One study also reported that chickens fed an organic diet showed reduced weight gain, and had stronger immune systems

Observational studies in humans have linked organic foods to a lower risk of allergies and eczema in children and infants .

A large observational study of 623,080 women found no difference in cancer risk between those who never ate organic food and those who ate it regularly .

Another study found that antioxidant levels were higher in men following an organic diet. However, this study was small and not randomized.

When 16 people followed an organic or conventional diet over two 3-week periods, those on the organic diet had slightly higher levels of certain antioxidants in their urine.
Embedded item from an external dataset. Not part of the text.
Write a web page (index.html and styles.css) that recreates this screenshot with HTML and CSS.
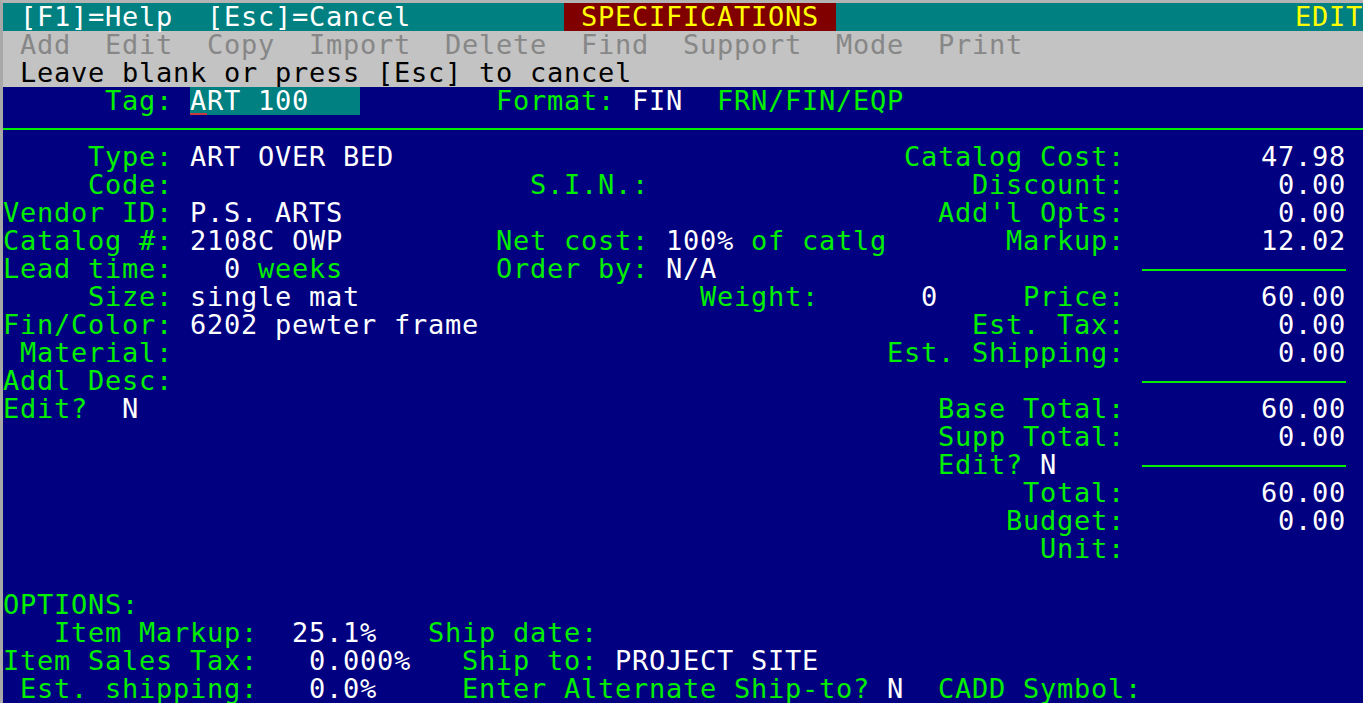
FILE: index.html
```html
<!DOCTYPE html>
<html>
<head>
<meta charset="utf-8">
<title>Specifications</title>
<link rel="stylesheet" href="styles.css">
</head>
<body>
<div class="frame">
<div class="row bar"> [F1]=Help  [Esc]=Cancel         <span class="title"> SPECIFICATIONS </span>                           <span class="y">EDIT</span></div>
<div class="row menu"> Add  Edit  Copy  Import  Delete  Find  Support  Mode  Print</div>
<div class="row prompt"> Leave blank or press [Esc] to cancel</div>
<div class="row">      Tag: <span class="field"><span class="cursor">A</span>RT 100   </span>        Format: <span class="w">FIN</span>  FRN/FIN/EQP</div>
<div class="row"><span class="hr full">                                                                                </span></div>
<div class="row">     Type: <span class="w">ART OVER BED</span>                              Catalog Cost:        <span class="w">47.98</span></div>
<div class="row">     Code:                     S.I.N.:                   Discount:         <span class="w">0.00</span></div>
<div class="row">Vendor ID: <span class="w">P.S. ARTS</span>                                   Add'l Opts:         <span class="w">0.00</span></div>
<div class="row">Catalog #: <span class="w">2108C OWP</span>         Net cost: <span class="w">100%</span> of catlg       Markup:        <span class="w">12.02</span></div>
<div class="row">Lead time:   <span class="w">0</span> weeks         Order by: <span class="w">N/A</span>                         <span class="hr">            </span></div>
<div class="row">     Size: <span class="w">single mat</span>                    Weight:      <span class="w">0</span>     Price:        <span class="w">60.00</span></div>
<div class="row">Fin/Color: <span class="w">6202 pewter frame</span>                             Est. Tax:         <span class="w">0.00</span></div>
<div class="row"> Material:                                          Est. Shipping:         <span class="w">0.00</span></div>
<div class="row">Addl Desc:                                                         <span class="hr">            </span></div>
<div class="row">Edit?  <span class="w">N</span>                                               Base Total:        <span class="w">60.00</span></div>
<div class="row">                                                       Supp Total:         <span class="w">0.00</span></div>
<div class="row">                                                       Edit? <span class="w">N</span>     <span class="hr">            </span></div>
<div class="row">                                                            Total:        <span class="w">60.00</span></div>
<div class="row">                                                           Budget:         <span class="w">0.00</span></div>
<div class="row">                                                             Unit:</div>
<div class="row"></div>
<div class="row">OPTIONS:</div>
<div class="row">   Item Markup:  <span class="w">25.1%</span>   Ship date:</div>
<div class="row">Item Sales Tax:   <span class="w">0.000%</span>   Ship to: <span class="w">PROJECT SITE</span></div>
<div class="row"> Est. shipping:   <span class="w">0.0%</span>     Enter Alternate Ship-to? <span class="w">N</span>  CADD Symbol:</div>
</div>
</body>
</html>
```
FILE: styles.css
```css
html, body {
  margin: 0;
  padding: 0;
  background: #c0c0c0;
}

.frame {
  width: 1360px;
  height: 700px;
  overflow: hidden;
  border-top: 3px solid #b4b4b4;
  border-left: 3px solid #a8a8a8;
  font-family: "DejaVu Sans Mono", monospace;
  font-size: 27px;
  letter-spacing: 0.745px;
  line-height: 28px;
}

.row {
  height: 28px;
  white-space: pre;
  background: #000080;
  color: #00ee00;
}

.bar {
  background: #008080;
  color: #ffffff;
}

.menu {
  background: #c3c3c3;
  color: #878787;
}

.prompt {
  background: #c3c3c3;
  color: #000000;
}

.w {
  color: #ffffff;
}

.y {
  color: #ffff00;
}

.title {
  display: inline-block;
  vertical-align: top;
  height: 28px;
  background: #800000;
  color: #ffff00;
}

.field {
  display: inline-block;
  vertical-align: top;
  height: 28px;
  background: #008080;
  color: #ffffff;
}

.cursor {
  display: inline-block;
  vertical-align: top;
  height: 28px;
  background: linear-gradient(#c83c3c, #c83c3c) no-repeat 0 26px / 100% 2px;
}

.hr {
  display: inline-block;
  vertical-align: top;
  height: 28px;
  background: linear-gradient(#00ee00, #00ee00) no-repeat 0 14px / 100% 2px;
}

.hr.full {
  background-position: 0 13px;
}
```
Yet this study also had limitations that may have caused the differences

Unfortunately, there’s simply not enough strong evidence available to confirm that organic foods benefit human health more than conventional foods

More high-quality studies are needed.

Organic Junk Food is Still Junk Food

Just because a product is labeled “organic,” it doesn’t mean that it is healthy.

Some of these products are still processed foods high in calories, sugar, salt and added fats.

For example, organic cookies, chips, sodas and ice cream can all be purchased in supermarkets.

Despite being organic, these products are still unhealthy. So if you are trying to lose weight or eat healthy, you may be harming yourself by eating these foods.

Organic product labels will often state that the ingredients are “natural” — for example, using raw cane sugar instead of plain sugar. However, sugar is still sugar.

The majority of the population consumes too much sugar already. To think it’s healthy to consume lots of organic sugar is simply wrong.

In simple terms, when you choose organic junk food, you may just be choosing a slightly higher-quality version of regular junk food.

However, since regulations generally ban the use of artificial food additives in these foods, buying organic is a good way to avoid a lot of the chemicals that are often added to conventional foods.

How to Know if You’re Buying Organic

The United States Department of Agriculture (USDA) has set up an organic certification program.

This means any farmer or food producer selling organic food must meet strict government standards.

If you decide to choose organic, it’s important to look for the USDA organic seal.

Also, watch for these statements on food labels, so you can identify food that is truly organically grown:

  • 100% Organic: This product is made entirely from organic ingredients.
  • Organic: At least 95% of the ingredients in this product are organic.
  • Made with Organic: At least 70% of the ingredients are organic.

If a product contains less than 70% organic ingredients, it cannot be labeled organic or use the USDA seal. Similar standards are enforced in Europe, Canada and Australia. Each country or continent has its own seal to help consumers identify organic food.